JOB:
Could every line of the data be printed exactly as it reads?

*** COLLECTED MATERIAL

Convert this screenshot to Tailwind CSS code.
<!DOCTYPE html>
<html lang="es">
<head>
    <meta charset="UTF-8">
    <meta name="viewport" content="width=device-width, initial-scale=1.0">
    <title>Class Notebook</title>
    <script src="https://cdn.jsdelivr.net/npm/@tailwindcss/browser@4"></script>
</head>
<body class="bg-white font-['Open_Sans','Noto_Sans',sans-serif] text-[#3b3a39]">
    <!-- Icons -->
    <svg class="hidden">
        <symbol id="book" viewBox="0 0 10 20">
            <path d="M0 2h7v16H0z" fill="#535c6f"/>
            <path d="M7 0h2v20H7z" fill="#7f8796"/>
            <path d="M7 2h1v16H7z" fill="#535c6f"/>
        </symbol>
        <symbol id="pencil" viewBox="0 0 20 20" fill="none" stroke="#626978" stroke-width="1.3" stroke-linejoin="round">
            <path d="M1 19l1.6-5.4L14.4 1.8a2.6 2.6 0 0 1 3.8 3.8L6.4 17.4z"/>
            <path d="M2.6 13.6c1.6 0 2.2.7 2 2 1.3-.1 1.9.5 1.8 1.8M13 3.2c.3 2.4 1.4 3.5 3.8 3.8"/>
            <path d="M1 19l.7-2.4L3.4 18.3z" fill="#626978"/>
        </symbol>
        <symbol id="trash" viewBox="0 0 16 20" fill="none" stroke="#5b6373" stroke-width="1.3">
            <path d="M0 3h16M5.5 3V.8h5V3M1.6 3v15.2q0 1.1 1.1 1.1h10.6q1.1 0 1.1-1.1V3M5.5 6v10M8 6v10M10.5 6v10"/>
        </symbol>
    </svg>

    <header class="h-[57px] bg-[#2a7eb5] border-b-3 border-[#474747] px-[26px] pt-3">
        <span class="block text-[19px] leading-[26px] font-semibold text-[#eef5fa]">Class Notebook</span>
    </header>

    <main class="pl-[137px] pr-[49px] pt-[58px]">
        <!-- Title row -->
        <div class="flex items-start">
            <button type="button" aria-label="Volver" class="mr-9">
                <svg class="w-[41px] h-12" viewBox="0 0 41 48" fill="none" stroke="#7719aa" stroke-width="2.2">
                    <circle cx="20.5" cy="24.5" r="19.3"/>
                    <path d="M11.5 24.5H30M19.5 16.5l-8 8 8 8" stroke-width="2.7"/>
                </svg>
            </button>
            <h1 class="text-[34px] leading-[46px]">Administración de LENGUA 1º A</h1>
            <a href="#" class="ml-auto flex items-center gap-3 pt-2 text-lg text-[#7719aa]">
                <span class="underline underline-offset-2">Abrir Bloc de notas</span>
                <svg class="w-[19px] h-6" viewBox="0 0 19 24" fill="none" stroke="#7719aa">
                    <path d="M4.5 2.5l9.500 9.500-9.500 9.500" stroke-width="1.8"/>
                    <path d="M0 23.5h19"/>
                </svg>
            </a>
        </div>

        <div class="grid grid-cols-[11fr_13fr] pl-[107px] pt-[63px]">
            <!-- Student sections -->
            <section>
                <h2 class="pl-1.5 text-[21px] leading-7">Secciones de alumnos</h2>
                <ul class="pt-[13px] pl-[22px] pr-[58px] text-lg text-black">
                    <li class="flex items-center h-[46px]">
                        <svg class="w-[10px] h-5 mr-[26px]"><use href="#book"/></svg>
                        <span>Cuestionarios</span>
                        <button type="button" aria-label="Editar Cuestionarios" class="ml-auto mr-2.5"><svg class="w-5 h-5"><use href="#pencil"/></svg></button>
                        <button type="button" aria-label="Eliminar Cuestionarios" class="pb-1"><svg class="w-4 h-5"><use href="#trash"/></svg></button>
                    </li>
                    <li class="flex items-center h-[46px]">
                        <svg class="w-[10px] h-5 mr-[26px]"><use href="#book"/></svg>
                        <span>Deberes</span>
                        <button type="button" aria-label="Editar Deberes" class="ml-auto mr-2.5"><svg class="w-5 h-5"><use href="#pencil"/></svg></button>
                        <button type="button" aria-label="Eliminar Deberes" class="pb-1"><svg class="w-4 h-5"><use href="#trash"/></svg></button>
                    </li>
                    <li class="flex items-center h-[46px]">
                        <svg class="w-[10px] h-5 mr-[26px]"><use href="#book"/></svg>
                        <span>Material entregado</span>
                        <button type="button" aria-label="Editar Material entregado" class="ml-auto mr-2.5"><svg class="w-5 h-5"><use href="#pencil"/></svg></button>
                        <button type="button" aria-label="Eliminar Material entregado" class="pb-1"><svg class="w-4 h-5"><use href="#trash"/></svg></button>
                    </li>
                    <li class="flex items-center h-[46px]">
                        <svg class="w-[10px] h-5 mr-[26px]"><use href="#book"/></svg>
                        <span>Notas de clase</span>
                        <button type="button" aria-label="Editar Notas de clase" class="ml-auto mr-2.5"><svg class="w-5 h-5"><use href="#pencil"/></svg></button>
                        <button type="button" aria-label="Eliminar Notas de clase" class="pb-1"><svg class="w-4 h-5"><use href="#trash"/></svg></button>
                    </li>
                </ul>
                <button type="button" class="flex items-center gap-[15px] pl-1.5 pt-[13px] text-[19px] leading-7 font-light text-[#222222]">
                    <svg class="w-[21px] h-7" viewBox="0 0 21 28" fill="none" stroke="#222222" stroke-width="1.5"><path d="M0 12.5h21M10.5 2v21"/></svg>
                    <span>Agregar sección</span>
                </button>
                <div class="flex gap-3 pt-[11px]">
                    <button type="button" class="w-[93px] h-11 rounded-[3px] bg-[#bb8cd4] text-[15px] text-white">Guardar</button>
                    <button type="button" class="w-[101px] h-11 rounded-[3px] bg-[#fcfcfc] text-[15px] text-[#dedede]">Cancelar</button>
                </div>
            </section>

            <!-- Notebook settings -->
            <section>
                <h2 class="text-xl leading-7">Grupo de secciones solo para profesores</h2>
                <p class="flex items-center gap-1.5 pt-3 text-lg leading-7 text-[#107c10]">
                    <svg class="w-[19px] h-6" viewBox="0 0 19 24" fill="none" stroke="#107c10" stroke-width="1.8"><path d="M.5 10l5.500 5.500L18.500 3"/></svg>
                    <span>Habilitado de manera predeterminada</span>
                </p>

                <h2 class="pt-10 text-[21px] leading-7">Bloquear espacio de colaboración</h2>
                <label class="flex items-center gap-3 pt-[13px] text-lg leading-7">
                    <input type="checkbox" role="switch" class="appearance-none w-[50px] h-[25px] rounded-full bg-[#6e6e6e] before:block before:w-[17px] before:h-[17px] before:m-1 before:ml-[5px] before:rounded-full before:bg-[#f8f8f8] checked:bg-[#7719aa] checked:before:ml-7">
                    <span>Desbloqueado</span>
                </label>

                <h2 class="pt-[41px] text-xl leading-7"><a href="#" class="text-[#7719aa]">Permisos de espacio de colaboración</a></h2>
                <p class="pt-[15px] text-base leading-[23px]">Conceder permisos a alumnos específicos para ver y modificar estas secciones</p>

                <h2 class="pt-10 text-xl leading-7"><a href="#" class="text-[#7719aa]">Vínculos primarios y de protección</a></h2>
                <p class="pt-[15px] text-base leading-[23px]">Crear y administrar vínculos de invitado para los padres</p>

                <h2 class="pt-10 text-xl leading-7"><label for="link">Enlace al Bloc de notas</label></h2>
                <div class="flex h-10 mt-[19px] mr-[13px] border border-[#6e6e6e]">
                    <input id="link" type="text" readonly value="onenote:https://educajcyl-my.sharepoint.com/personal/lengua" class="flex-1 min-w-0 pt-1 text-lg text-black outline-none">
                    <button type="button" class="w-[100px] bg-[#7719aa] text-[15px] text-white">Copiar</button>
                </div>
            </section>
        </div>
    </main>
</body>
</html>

******

FINISHED ANSWER:
Convert this screenshot to Tailwind CSS code.
<!DOCTYPE html>
<html lang="es">
<head>
    <meta charset="UTF-8">
    <meta name="viewport" content="width=device-width, initial-scale=1.0">
    <title>Class Notebook</title>
    <script src="https://cdn.jsdelivr.net/npm/@tailwindcss/browser@4"></script>
</head>
<body class="bg-white font-['Open_Sans','Noto_Sans',sans-serif] text-[#3b3a39]">
    <!-- Icons -->
    <svg class="hidden">
        <symbol id="book" viewBox="0 0 10 20">
            <path d="M0 2h7v16H0z" fill="#535c6f"/>
            <path d="M7 0h2v20H7z" fill="#7f8796"/>
            <path d="M7 2h1v16H7z" fill="#535c6f"/>
        </symbol>
        <symbol id="pencil" viewBox="0 0 20 20" fill="none" stroke="#626978" stroke-width="1.3" stroke-linejoin="round">
            <path d="M1 19l1.6-5.4L14.4 1.8a2.6 2.6 0 0 1 3.8 3.8L6.4 17.4z"/>
            <path d="M2.6 13.6c1.6 0 2.2.7 2 2 1.3-.1 1.9.5 1.8 1.8M13 3.2c.3 2.4 1.4 3.5 3.8 3.8"/>
            <path d="M1 19l.7-2.4L3.4 18.3z" fill="#626978"/>
        </symbol>
        <symbol id="trash" viewBox="0 0 16 20" fill="none" stroke="#5b6373" stroke-width="1.3">
            <path d="M0 3h16M5.5 3V.8h5V3M1.6 3v15.2q0 1.1 1.1 1.1h10.6q1.1 0 1.1-1.1V3M5.5 6v10M8 6v10M10.5 6v10"/>
        </symbol>
    </svg>

    <header class="h-[57px] bg-[#2a7eb5] border-b-3 border-[#474747] px-[26px] pt-3">
        <span class="block text-[19px] leading-[26px] font-semibold text-[#eef5fa]">Class Notebook</span>
    </header>

    <main class="pl-[137px] pr-[49px] pt-[58px]">
        <!-- Title row -->
        <div class="flex items-start">
            <button type="button" aria-label="Volver" class="mr-9">
                <svg class="w-[41px] h-12" viewBox="0 0 41 48" fill="none" stroke="#7719aa" stroke-width="2.2">
                    <circle cx="20.5" cy="24.5" r="19.3"/>
                    <path d="M11.5 24.5H30M19.5 16.5l-8 8 8 8" stroke-width="2.7"/>
                </svg>
            </button>
            <h1 class="text-[34px] leading-[46px]">Administración de LENGUA 1º A</h1>
            <a href="#" class="ml-auto flex items-center gap-3 pt-2 text-lg text-[#7719aa]">
                <span class="underline underline-offset-2">Abrir Bloc de notas</span>
                <svg class="w-[19px] h-6" viewBox="0 0 19 24" fill="none" stroke="#7719aa">
                    <path d="M4.5 2.5l9.500 9.500-9.500 9.500" stroke-width="1.8"/>
                    <path d="M0 23.5h19"/>
                </svg>
            </a>
        </div>

        <div class="grid grid-cols-[11fr_13fr] pl-[107px] pt-[63px]">
            <!-- Student sections -->
            <section>
                <h2 class="pl-1.5 text-[21px] leading-7">Secciones de alumnos</h2>
                <ul class="pt-[13px] pl-[22px] pr-[58px] text-lg text-black">
                    <li class="flex items-center h-[46px]">
                        <svg class="w-[10px] h-5 mr-[26px]"><use href="#book"/></svg>
                        <span>Cuestionarios</span>
                        <button type="button" aria-label="Editar Cuestionarios" class="ml-auto mr-2.5"><svg class="w-5 h-5"><use href="#pencil"/></svg></button>
                        <button type="button" aria-label="Eliminar Cuestionarios" class="pb-1"><svg class="w-4 h-5"><use href="#trash"/></svg></button>
                    </li>
                    <li class="flex items-center h-[46px]">
                        <svg class="w-[10px] h-5 mr-[26px]"><use href="#book"/></svg>
                        <span>Deberes</span>
                        <button type="button" aria-label="Editar Deberes" class="ml-auto mr-2.5"><svg class="w-5 h-5"><use href="#pencil"/></svg></button>
                        <button type="button" aria-label="Eliminar Deberes" class="pb-1"><svg class="w-4 h-5"><use href="#trash"/></svg></button>
                    </li>
                    <li class="flex items-center h-[46px]">
                        <svg class="w-[10px] h-5 mr-[26px]"><use href="#book"/></svg>
                        <span>Material entregado</span>
                        <button type="button" aria-label="Editar Material entregado" class="ml-auto mr-2.5"><svg class="w-5 h-5"><use href="#pencil"/></svg></button>
                        <button type="button" aria-label="Eliminar Material entregado" class="pb-1"><svg class="w-4 h-5"><use href="#trash"/></svg></button>
                    </li>
                    <li class="flex items-center h-[46px]">
                        <svg class="w-[10px] h-5 mr-[26px]"><use href="#book"/></svg>
                        <span>Notas de clase</span>
                        <button type="button" aria-label="Editar Notas de clase" class="ml-auto mr-2.5"><svg class="w-5 h-5"><use href="#pencil"/></svg></button>
                        <button type="button" aria-label="Eliminar Notas de clase" class="pb-1"><svg class="w-4 h-5"><use href="#trash"/></svg></button>
                    </li>
                </ul>
                <button type="button" class="flex items-center gap-[15px] pl-1.5 pt-[13px] text-[19px] leading-7 font-light text-[#222222]">
                    <svg class="w-[21px] h-7" viewBox="0 0 21 28" fill="none" stroke="#222222" stroke-width="1.5"><path d="M0 12.5h21M10.5 2v21"/></svg>
                    <span>Agregar sección</span>
                </button>
                <div class="flex gap-3 pt-[11px]">
                    <button type="button" class="w-[93px] h-11 rounded-[3px] bg-[#bb8cd4] text-[15px] text-white">Guardar</button>
                    <button type="button" class="w-[101px] h-11 rounded-[3px] bg-[#fcfcfc] text-[15px] text-[#dedede]">Cancelar</button>
                </div>
            </section>

            <!-- Notebook settings -->
            <section>
                <h2 class="text-xl leading-7">Grupo de secciones solo para profesores</h2>
                <p class="flex items-center gap-1.5 pt-3 text-lg leading-7 text-[#107c10]">
                    <svg class="w-[19px] h-6" viewBox="0 0 19 24" fill="none" stroke="#107c10" stroke-width="1.8"><path d="M.5 10l5.500 5.500L18.500 3"/></svg>
                    <span>Habilitado de manera predeterminada</span>
                </p>

                <h2 class="pt-10 text-[21px] leading-7">Bloquear espacio de colaboración</h2>
                <label class="flex items-center gap-3 pt-[13px] text-lg leading-7">
                    <input type="checkbox" role="switch" class="appearance-none w-[50px] h-[25px] rounded-full bg-[#6e6e6e] before:block before:w-[17px] before:h-[17px] before:m-1 before:ml-[5px] before:rounded-full before:bg-[#f8f8f8] checked:bg-[#7719aa] checked:before:ml-7">
                    <span>Desbloqueado</span>
                </label>

                <h2 class="pt-[41px] text-xl leading-7"><a href="#" class="text-[#7719aa]">Permisos de espacio de colaboración</a></h2>
                <p class="pt-[15px] text-base leading-[23px]">Conceder permisos a alumnos específicos para ver y modificar estas secciones</p>

                <h2 class="pt-10 text-xl leading-7"><a href="#" class="text-[#7719aa]">Vínculos primarios y de protección</a></h2>
                <p class="pt-[15px] text-base leading-[23px]">Crear y administrar vínculos de invitado para los padres</p>

                <h2 class="pt-10 text-xl leading-7"><label for="link">Enlace al Bloc de notas</label></h2>
                <div class="flex h-10 mt-[19px] mr-[13px] border border-[#6e6e6e]">
                    <input id="link" type="text" readonly value="onenote:https://educajcyl-my.sharepoint.com/personal/lengua" class="flex-1 min-w-0 pt-1 text-lg text-black outline-none">
                    <button type="button" class="w-[100px] bg-[#7719aa] text-[15px] text-white">Copiar</button>
                </div>
            </section>
        </div>
    </main>
</body>
</html>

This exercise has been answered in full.